Exercise task :: Word for word, give the material below again, minus any images.

Dataset excerpt ::
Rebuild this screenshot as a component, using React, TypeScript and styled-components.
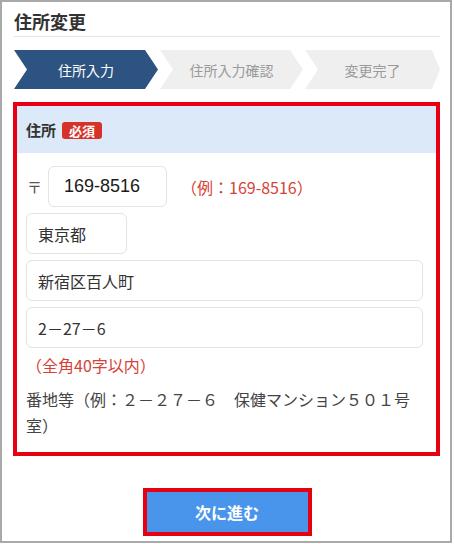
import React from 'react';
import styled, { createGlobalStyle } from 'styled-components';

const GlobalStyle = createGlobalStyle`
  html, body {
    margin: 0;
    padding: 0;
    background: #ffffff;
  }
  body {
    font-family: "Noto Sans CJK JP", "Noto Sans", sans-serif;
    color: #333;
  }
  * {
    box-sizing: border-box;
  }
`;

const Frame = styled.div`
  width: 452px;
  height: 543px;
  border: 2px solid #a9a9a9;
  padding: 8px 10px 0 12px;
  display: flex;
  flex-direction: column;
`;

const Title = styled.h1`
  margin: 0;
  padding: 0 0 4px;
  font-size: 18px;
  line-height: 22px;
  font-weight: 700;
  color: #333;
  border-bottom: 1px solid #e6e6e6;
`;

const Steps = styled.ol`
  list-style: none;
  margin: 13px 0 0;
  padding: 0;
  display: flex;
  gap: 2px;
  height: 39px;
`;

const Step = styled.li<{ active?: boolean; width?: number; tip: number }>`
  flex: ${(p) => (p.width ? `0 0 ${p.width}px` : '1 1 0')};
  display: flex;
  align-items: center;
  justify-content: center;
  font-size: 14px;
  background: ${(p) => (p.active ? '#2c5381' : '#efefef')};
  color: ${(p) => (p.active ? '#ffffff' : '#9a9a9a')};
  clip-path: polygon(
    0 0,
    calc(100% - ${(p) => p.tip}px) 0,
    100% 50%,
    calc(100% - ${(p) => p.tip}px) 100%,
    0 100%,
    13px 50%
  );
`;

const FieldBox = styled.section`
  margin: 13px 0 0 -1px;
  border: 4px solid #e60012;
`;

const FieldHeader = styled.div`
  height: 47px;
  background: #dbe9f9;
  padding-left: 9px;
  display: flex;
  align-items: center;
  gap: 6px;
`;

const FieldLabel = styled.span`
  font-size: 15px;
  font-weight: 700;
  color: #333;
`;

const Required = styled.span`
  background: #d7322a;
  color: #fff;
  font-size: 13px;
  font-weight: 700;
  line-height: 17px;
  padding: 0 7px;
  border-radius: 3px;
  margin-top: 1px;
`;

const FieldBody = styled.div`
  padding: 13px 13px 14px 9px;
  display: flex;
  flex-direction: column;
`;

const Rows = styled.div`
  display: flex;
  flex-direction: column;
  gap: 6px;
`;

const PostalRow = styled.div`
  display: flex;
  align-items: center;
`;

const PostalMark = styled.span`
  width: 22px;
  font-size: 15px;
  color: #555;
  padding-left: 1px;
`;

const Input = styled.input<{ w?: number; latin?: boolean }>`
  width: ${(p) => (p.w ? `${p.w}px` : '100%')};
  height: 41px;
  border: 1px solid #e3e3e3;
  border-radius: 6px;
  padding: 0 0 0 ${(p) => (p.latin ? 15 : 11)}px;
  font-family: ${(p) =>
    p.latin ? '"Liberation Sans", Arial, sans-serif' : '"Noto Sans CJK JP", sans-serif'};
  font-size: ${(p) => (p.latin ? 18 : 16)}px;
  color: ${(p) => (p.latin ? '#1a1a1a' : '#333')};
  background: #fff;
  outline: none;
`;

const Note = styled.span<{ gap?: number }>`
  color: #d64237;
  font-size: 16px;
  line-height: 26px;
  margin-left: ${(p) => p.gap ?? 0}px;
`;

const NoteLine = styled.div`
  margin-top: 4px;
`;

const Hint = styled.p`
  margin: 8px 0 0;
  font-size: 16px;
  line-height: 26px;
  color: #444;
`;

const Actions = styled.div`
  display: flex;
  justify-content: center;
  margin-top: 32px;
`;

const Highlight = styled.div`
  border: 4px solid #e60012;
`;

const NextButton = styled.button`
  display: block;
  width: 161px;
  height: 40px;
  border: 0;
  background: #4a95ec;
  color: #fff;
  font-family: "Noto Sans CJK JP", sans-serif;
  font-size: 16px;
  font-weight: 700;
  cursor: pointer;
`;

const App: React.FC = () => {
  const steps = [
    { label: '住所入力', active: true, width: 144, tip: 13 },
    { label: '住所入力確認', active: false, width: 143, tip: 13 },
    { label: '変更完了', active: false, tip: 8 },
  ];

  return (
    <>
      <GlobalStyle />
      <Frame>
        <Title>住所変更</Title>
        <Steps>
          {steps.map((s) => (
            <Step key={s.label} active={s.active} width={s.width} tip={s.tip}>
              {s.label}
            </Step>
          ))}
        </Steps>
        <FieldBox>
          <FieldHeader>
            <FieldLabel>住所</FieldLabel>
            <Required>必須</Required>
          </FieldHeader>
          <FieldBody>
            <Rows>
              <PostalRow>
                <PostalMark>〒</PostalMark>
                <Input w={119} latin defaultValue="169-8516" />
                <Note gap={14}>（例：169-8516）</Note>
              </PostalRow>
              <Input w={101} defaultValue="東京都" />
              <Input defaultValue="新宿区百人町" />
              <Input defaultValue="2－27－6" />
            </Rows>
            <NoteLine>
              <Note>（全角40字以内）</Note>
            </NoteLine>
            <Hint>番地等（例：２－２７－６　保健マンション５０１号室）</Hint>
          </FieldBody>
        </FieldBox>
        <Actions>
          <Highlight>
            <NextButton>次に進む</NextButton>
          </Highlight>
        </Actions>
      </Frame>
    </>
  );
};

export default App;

Solution below ::
Rebuild this screenshot as a component, using React, TypeScript and styled-components.
import React from 'react';
import styled, { createGlobalStyle } from 'styled-components';

const GlobalStyle = createGlobalStyle`
  html, body {
    margin: 0;
    padding: 0;
    background: #ffffff;
  }
  body {
    font-family: "Noto Sans CJK JP", "Noto Sans", sans-serif;
    color: #333;
  }
  * {
    box-sizing: border-box;
  }
`;

const Frame = styled.div`
  width: 452px;
  height: 543px;
  border: 2px solid #a9a9a9;
  padding: 8px 10px 0 12px;
  display: flex;
  flex-direction: column;
`;

const Title = styled.h1`
  margin: 0;
  padding: 0 0 4px;
  font-size: 18px;
  line-height: 22px;
  font-weight: 700;
  color: #333;
  border-bottom: 1px solid #e6e6e6;
`;

const Steps = styled.ol`
  list-style: none;
  margin: 13px 0 0;
  padding: 0;
  display: flex;
  gap: 2px;
  height: 39px;
`;

const Step = styled.li<{ active?: boolean; width?: number; tip: number }>`
  flex: ${(p) => (p.width ? `0 0 ${p.width}px` : '1 1 0')};
  display: flex;
  align-items: center;
  justify-content: center;
  font-size: 14px;
  background: ${(p) => (p.active ? '#2c5381' : '#efefef')};
  color: ${(p) => (p.active ? '#ffffff' : '#9a9a9a')};
  clip-path: polygon(
    0 0,
    calc(100% - ${(p) => p.tip}px) 0,
    100% 50%,
    calc(100% - ${(p) => p.tip}px) 100%,
    0 100%,
    13px 50%
  );
`;

const FieldBox = styled.section`
  margin: 13px 0 0 -1px;
  border: 4px solid #e60012;
`;

const FieldHeader = styled.div`
  height: 47px;
  background: #dbe9f9;
  padding-left: 9px;
  display: flex;
  align-items: center;
  gap: 6px;
`;

const FieldLabel = styled.span`
  font-size: 15px;
  font-weight: 700;
  color: #333;
`;

const Required = styled.span`
  background: #d7322a;
  color: #fff;
  font-size: 13px;
  font-weight: 700;
  line-height: 17px;
  padding: 0 7px;
  border-radius: 3px;
  margin-top: 1px;
`;

const FieldBody = styled.div`
  padding: 13px 13px 14px 9px;
  display: flex;
  flex-direction: column;
`;

const Rows = styled.div`
  display: flex;
  flex-direction: column;
  gap: 6px;
`;

const PostalRow = styled.div`
  display: flex;
  align-items: center;
`;

const PostalMark = styled.span`
  width: 22px;
  font-size: 15px;
  color: #555;
  padding-left: 1px;
`;

const Input = styled.input<{ w?: number; latin?: boolean }>`
  width: ${(p) => (p.w ? `${p.w}px` : '100%')};
  height: 41px;
  border: 1px solid #e3e3e3;
  border-radius: 6px;
  padding: 0 0 0 ${(p) => (p.latin ? 15 : 11)}px;
  font-family: ${(p) =>
    p.latin ? '"Liberation Sans", Arial, sans-serif' : '"Noto Sans CJK JP", sans-serif'};
  font-size: ${(p) => (p.latin ? 18 : 16)}px;
  color: ${(p) => (p.latin ? '#1a1a1a' : '#333')};
  background: #fff;
  outline: none;
`;

const Note = styled.span<{ gap?: number }>`
  color: #d64237;
  font-size: 16px;
  line-height: 26px;
  margin-left: ${(p) => p.gap ?? 0}px;
`;

const NoteLine = styled.div`
  margin-top: 4px;
`;

const Hint = styled.p`
  margin: 8px 0 0;
  font-size: 16px;
  line-height: 26px;
  color: #444;
`;

const Actions = styled.div`
  display: flex;
  justify-content: center;
  margin-top: 32px;
`;

const Highlight = styled.div`
  border: 4px solid #e60012;
`;

const NextButton = styled.button`
  display: block;
  width: 161px;
  height: 40px;
  border: 0;
  background: #4a95ec;
  color: #fff;
  font-family: "Noto Sans CJK JP", sans-serif;
  font-size: 16px;
  font-weight: 700;
  cursor: pointer;
`;

const App: React.FC = () => {
  const steps = [
    { label: '住所入力', active: true, width: 144, tip: 13 },
    { label: '住所入力確認', active: false, width: 143, tip: 13 },
    { label: '変更完了', active: false, tip: 8 },
  ];

  return (
    <>
      <GlobalStyle />
      <Frame>
        <Title>住所変更</Title>
        <Steps>
          {steps.map((s) => (
            <Step key={s.label} active={s.active} width={s.width} tip={s.tip}>
              {s.label}
            </Step>
          ))}
        </Steps>
        <FieldBox>
          <FieldHeader>
            <FieldLabel>住所</FieldLabel>
            <Required>必須</Required>
          </FieldHeader>
          <FieldBody>
            <Rows>
              <PostalRow>
                <PostalMark>〒</PostalMark>
                <Input w={119} latin defaultValue="169-8516" />
                <Note gap={14}>（例：169-8516）</Note>
              </PostalRow>
              <Input w={101} defaultValue="東京都" />
              <Input defaultValue="新宿区百人町" />
              <Input defaultValue="2－27－6" />
            </Rows>
            <NoteLine>
              <Note>（全角40字以内）</Note>
            </NoteLine>
            <Hint>番地等（例：２－２７－６　保健マンション５０１号室）</Hint>
          </FieldBody>
        </FieldBox>
        <Actions>
          <Highlight>
            <NextButton>次に進む</NextButton>
          </Highlight>
        </Actions>
      </Frame>
    </>
  );
};

export default App;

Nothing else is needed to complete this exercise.